Greater production drop-offs expected at $30 oil

Much more important than a bankruptcy filing is the massive cut back in capex, which to be sure, is heavily dependent on access to credit. But instead of the number of companies filing for bankruptcy, it is the sharp reduction in spending plans and drilling activity—combined with natural depletion—which is resulting in steady declines in U.S. oil production.

EIA’s forecast production declines are assuming an oil price averaging just $34.60 per barrel in 2016 and $40.58 in 2017. If prices happen to rise much higher, revenues—and access to credit—will rebound as well.

The U.S. has lost nearly 700,000 barrels per day of oil production since peaking at 9.69 mbd in April 2015. The latest weekly estimates put U.S. output at 9 mbd, and EIA projects that the major U.S. shale basins will continue to decline in May. Led by losses in the Eagle Ford (expected to fall 62,000 barrels per day between April and May) and the Bakken (down 31,000 bpd), the U.S. could lose as much as 114,000 barrels per day next month.
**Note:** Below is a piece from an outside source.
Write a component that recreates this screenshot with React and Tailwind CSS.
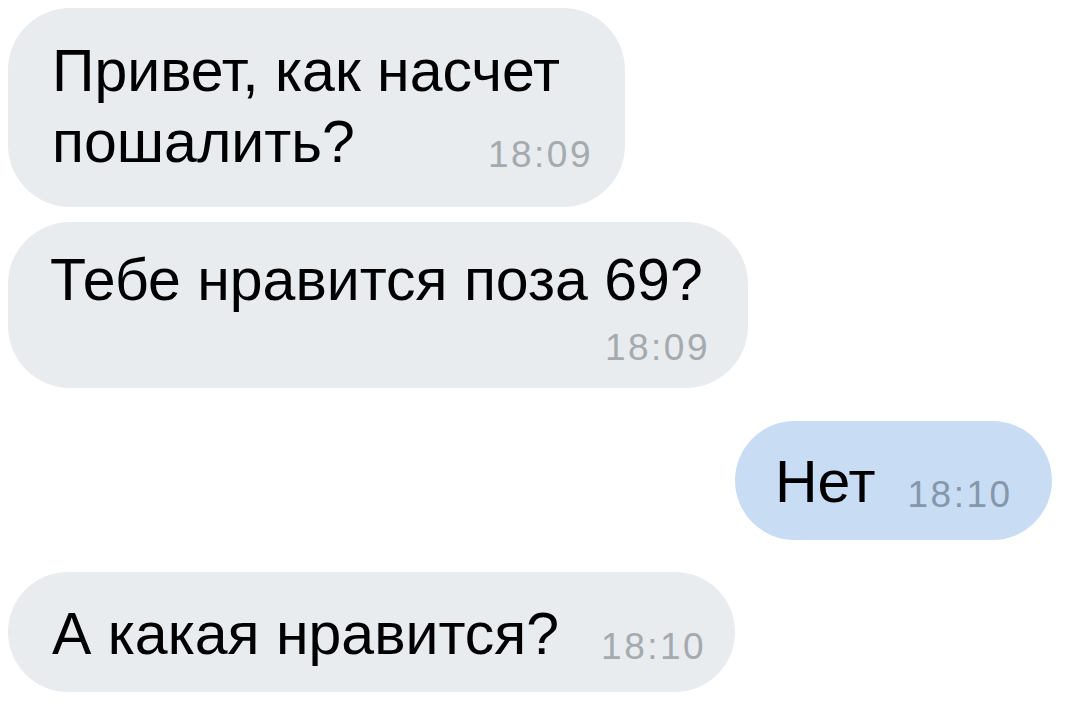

The decline will continue for quite a while—EIA sees U.S. oil production averaging 8.6 mbd in 2016, falling further to just 8.0 mbd in 2017. In its latest Short-Term Energy Outlook, the EIA forecasts production will hit 7.9 mbd in the third quarter of 2017, or 1.8 mbd lower than the April 2015 peak.

On the other hand, those figures are assuming an oil price averaging just $34.60 per barrel in 2016 and $40.58 in 2017. If prices happen to rise much higher, revenues—and access to credit—will rebound as well. If that occurs, drillers will return to the oil patch.